While our infants at home "screw-with-thy-neighbor" the American consulate of Neuvo Laredo on the Texas/Mexico border had to be closed because of machinegun fire. But even this attack right on our own borders won't drag our gamesters away from their hard work winning battles with video games.

Here is an even better game for our dear right wing youth who want to shock and awe the planet: Shattered Union.
You'll pardon the editorializing, but it must be said: Hell, yes. Somewhere between the edgy (dare we say "topical") subject matter, the just-north-of-beer-and-pretzels gameplay, our own shameless love for anything that even vaguely smacks of Advance Wars, and the lamentably anemic standing of turn-based strategy gaming, Shattered Union comes a-clamoring like an upstart politician making sweet promises amid a dry political season.

If you secretly dug on the pessimistic entertainment doom of Westwood Studio's Red Alert series, Shattered Union may well show up somewhere on your gaming radar. It's 2013, and superpower America has, alas, finally succumbed to a series of politically fragmenting events (up to and including the nuking of Washington, D.C.); as per the name, the Union literally shatters into independent geopolitical territories, and it's your job to put Uncle Humpty Sam back together again... by any means necessary.

A strategic-scale map shows the initial fragmentation of the country, with such new territories as the Pacific Northwest's Arcadia, the Heartland coalition, Dixieland, the "New England Alliance"... and even, ironically, expeditionary "peacekeeping" forces sent from Europe to stabilize the American situation! The actual work of battling to reunify the nation takes place on a closer scale level, with maps showcasing each region's major cities and geographical layout.
Way too cool.

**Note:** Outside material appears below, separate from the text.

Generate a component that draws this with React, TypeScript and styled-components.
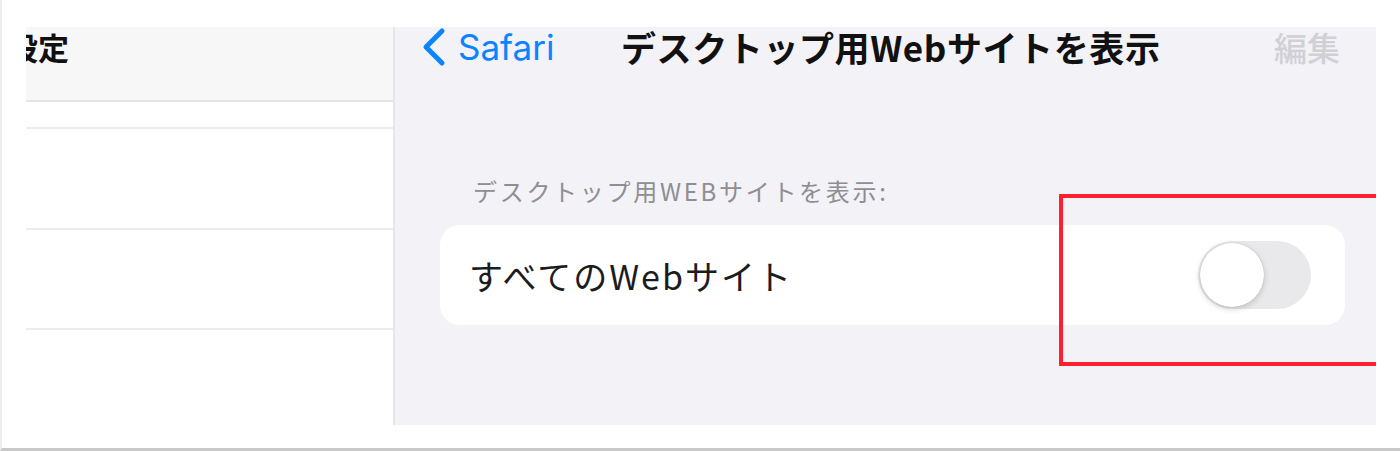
import * as React from "react"
import styled, { createGlobalStyle } from "styled-components"

const GlobalStyle = createGlobalStyle`
  html, body {
    margin: 0;
    padding: 0;
    background: #ffffff;
  }
  body {
    font-family: "Inter", "Noto Sans CJK JP", sans-serif;
  }
`

const Page = styled.div`
  box-sizing: border-box;
  width: 1400px;
  height: 451px;
  padding: 27px 24px 0 24px;
  background: #ffffff;
  border-left: 2px solid #eeeeee;
  border-bottom: 3px solid #c9c9c9;
`

const Screen = styled.div`
  display: flex;
  height: 398px;
`

const Sidebar = styled.div`
  width: 367px;
  flex: none;
  display: flex;
  flex-direction: column;
  overflow: hidden;
  background: #ffffff;
  border-right: 2px solid #e6e6e8;
`

const SidebarHeader = styled.div`
  height: 73px;
  flex: none;
  display: flex;
  align-items: flex-start;
  background: #f7f7f8;
  border-bottom: 2px solid #e4e4e6;
`

const SidebarTitle = styled.div`
  margin-left: -19px;
  font-family: "Noto Sans CJK JP", sans-serif;
  font-size: 31px;
  line-height: 40px;
  font-weight: 700;
  color: #111111;
  white-space: nowrap;
`

const SidebarRow = styled.div<{ $h: number }>`
  height: ${(p) => p.$h}px;
  flex: none;
  border-bottom: 2px solid #ececee;
`

const Detail = styled.div`
  flex: 1;
  position: relative;
  display: flex;
  flex-direction: column;
  background: #f3f2f7;
`

const NavBar = styled.div`
  height: 56px;
  flex: none;
  display: flex;
  align-items: flex-start;
  padding: 0 36px 0 25px;
  line-height: 40px;
`

const BackButton = styled.div`
  display: flex;
  align-items: center;
  gap: 10px;
  height: 40px;
  color: #0a84ff;
  font-size: 35px;
  font-weight: 400;
  width: 201px;
`

const NavTitle = styled.div`
  flex: 1;
  font-family: "Noto Sans CJK JP", sans-serif;
  font-size: 35px;
  font-weight: 700;
  letter-spacing: 0.6px;
  color: #111111;
  white-space: nowrap;
`

const EditButton = styled.div`
  font-family: "Noto Sans CJK JP", sans-serif;
  font-size: 33px;
  font-weight: 500;
  color: #d1d1d5;
`

const SectionHeader = styled.div`
  margin: 90px 0 0 78px;
  font-family: "Noto Sans CJK JP", sans-serif;
  font-size: 24px;
  letter-spacing: 2.7px;
  color: #8e8e93;
  white-space: nowrap;
`

const Card = styled.div`
  margin: 17px 31px 0 45px;
  height: 100px;
  display: flex;
  align-items: center;
  justify-content: space-between;
  padding: 0 34px 0 29px;
  background: #ffffff;
  border-radius: 20px;
`

const CardLabel = styled.div`
  font-family: "Noto Sans CJK JP", sans-serif;
  font-size: 34px;
  letter-spacing: 2px;
  color: #1c1c1e;
  white-space: nowrap;
`

const Toggle = styled.div`
  width: 113px;
  height: 68px;
  border-radius: 34px;
  background: #e9e9eb;
  display: flex;
  align-items: center;
  padding: 2px;
  box-sizing: border-box;
`

const Knob = styled.div`
  width: 64px;
  height: 64px;
  border-radius: 50%;
  background: #ffffff;
  box-shadow: 0 2px 6px rgba(0, 0, 0, 0.18), 0 0 1px rgba(0, 0, 0, 0.2);
`

const Highlight = styled.div`
  position: absolute;
  left: 664px;
  top: 167px;
  right: 0;
  height: 172px;
  box-sizing: border-box;
  border: 4px solid #ff1f2e;
  border-right: none;
  pointer-events: none;
`

const Chevron = () => (
  <svg width="28" height="40" viewBox="0 0 28 40">
    <path d="M22 4 L6 20 L22 36" fill="none" stroke="#0a84ff" strokeWidth="5" strokeLinecap="round" strokeLinejoin="round" />
  </svg>
)

const App = (): React.ReactElement => {
  return (
    <>
      <GlobalStyle />
      <Page>
        <Screen>
          <Sidebar>
            <SidebarHeader>
              <SidebarTitle>設定</SidebarTitle>
            </SidebarHeader>
            <SidebarRow $h={25} />
            <SidebarRow $h={99} />
            <SidebarRow $h={98} />
          </Sidebar>
          <Detail>
            <NavBar>
              <BackButton>
                <Chevron />
                <span>Safari</span>
              </BackButton>
              <NavTitle>デスクトップ用Webサイトを表示</NavTitle>
              <EditButton>編集</EditButton>
            </NavBar>
            <SectionHeader>デスクトップ用WEBサイトを表示:</SectionHeader>
            <Card>
              <CardLabel>すべてのWebサイト</CardLabel>
              <Toggle>
                <Knob />
              </Toggle>
            </Card>
            <Highlight />
          </Detail>
        </Screen>
      </Page>
    </>
  )
}

export default App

Our right wing buddies can virtually blow up America. Doesn't that warm our collective cockles?

You see, this is their game plan: they stay home, training themselves to nuke NYC while they send out real soldiers to die in far lands in futile battles. Then, after utterly destroying our defensive military apparatus and scattering our real soldiers across the planet, they will attack their real enemies: fellow Americans.

Great. I just can't wait. Gads.


At 31 July, 2005 10:12, Anonymous Anonymous said...


At 31 July, 2005 14:00, Anonymous Pvt. Bidness said...

Darlin' Elaine,

The joystick warriors of the right are waiting and training avidly for the time when through drones, robots and real-time control technology they can engage in "combat" without leaving the safety of Mama's basement. Hey, it's the best they CAN be!

From the ranks,

At 31 July, 2005 14:41, Blogger Elaine Supkis said...

Ender's Game with the Dead End Kids.

At 31 July, 2005 18:44, Anonymous Pvt. Bidness said...

That's a rajah.

At 01 August, 2005 12:04, Anonymous JasonB said...

Elaine, you really need to tone down the crazy rhetoric.

So let's see... according to you all Boy Scouts are right wing chickenhawks AND anyone who plays video games like Battlefield are as well.

Get off it. This generalizing and "pointing with mittens" isn't only rediculous, it makes people onteh left who are truly behind the aims of OYE look like asshats.

Get this - there are alot of kids (and adults) who play games like this who are quite liberal (or at the least very libertarian). I count myself as a liberal gamer who has *gasp* played games such as these.

Or am I a chickenhawk too, even though I'm liberal who was against teh war from the beginning??

At 01 August, 2005 19:09, Anonymous Anonymous said...


At 02 August, 2005 20:55, Blogger Steve said...


Satire escapes you. I play these games as well, but that doesn't entitle me to cheer people on to their deaths.